The Rockies are already rumored to be shopping Street, I would think it in the team's best interest to consider doing the same with Baker and/or Barmes starting with the July deadline if Nelson or Young are performing adequately enough to project as viable replacements at second. This would cut out some of the anticipated burden on payroll without as dramatic an impact on the talent level of the team as say losing Iannetta or Spilborghs. The D-backs have been shopping either of their catchers, I would look for their efforts to deal one of them to become more urgent as the next year progresses. Josh Byrnes has no loyalty to relievers, Qualls, Slaten and Pena seem expendable to help keep CoJack and Drew, but at this point I'm wondering if it might not be in AZ's best interest to trade one of those latter two for a better chance at a talent upgrade given the lower projected ceiling I'm seeing for them right now.

Los Angeles has a bit more freedom currently, but hefty outlays to free agents this winter could bind Frank McCourt's hands sooner than a lot of people seem to think. Despite a couple of stupid big contracts to center fielders, he's not exactly a free spender, and seems genuinely concerned about the bottom line in LA (the Dodgers got the Red Sox to pick up Manny's 2008 salary, remember). Ethier and Martin are already in arbitration, Kemp, Loney and Billingsley enter next season, so the Dodgers will be facing some crucial decisions of their own if they aren't careful with their money, even if they have considerably more of it than the Rockies and D-backs.

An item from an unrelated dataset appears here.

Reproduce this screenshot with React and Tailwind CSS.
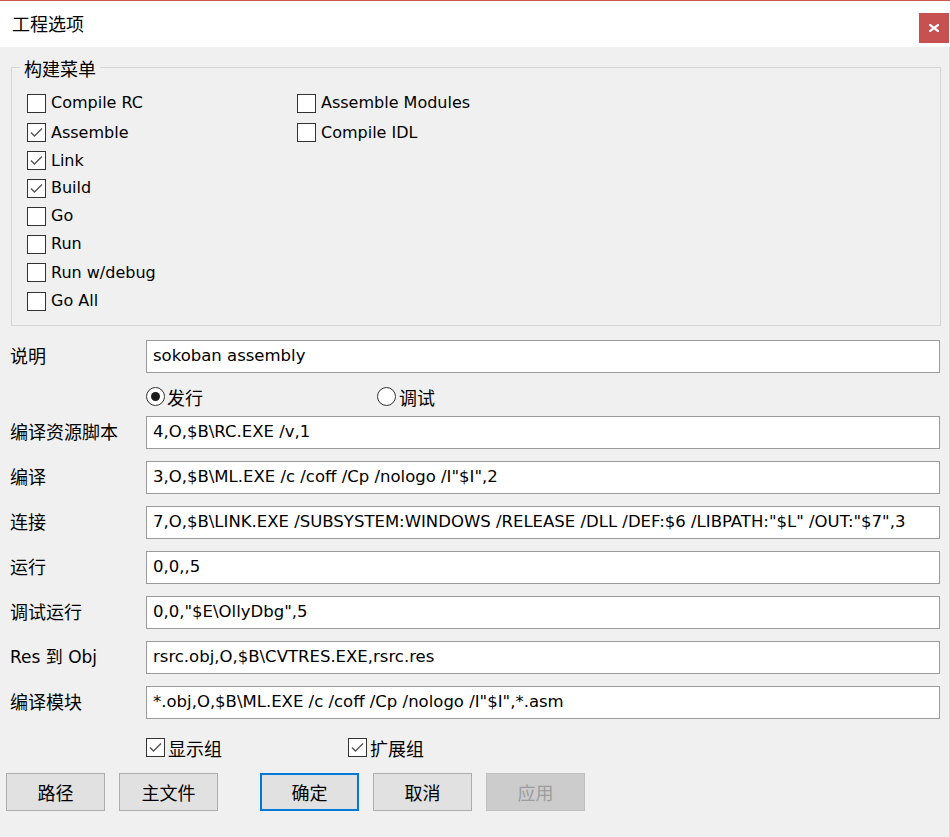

I think right now, because of that financial flexibility, I have to say that Los Angeles still has a bit of an advantage over the Rockies and D-backs for the 2009-2011 period, but the Rockies talent could help them catch up in the overlapping three seasons that start in 2010 or 2011. For both the Rockies and Diamondbacks, the monetary gains of another deep playoff run in the next two seasons could be the difference between staying genuinely competitive with the Dodgers or just bouncing beneath them and hoping to catch a break.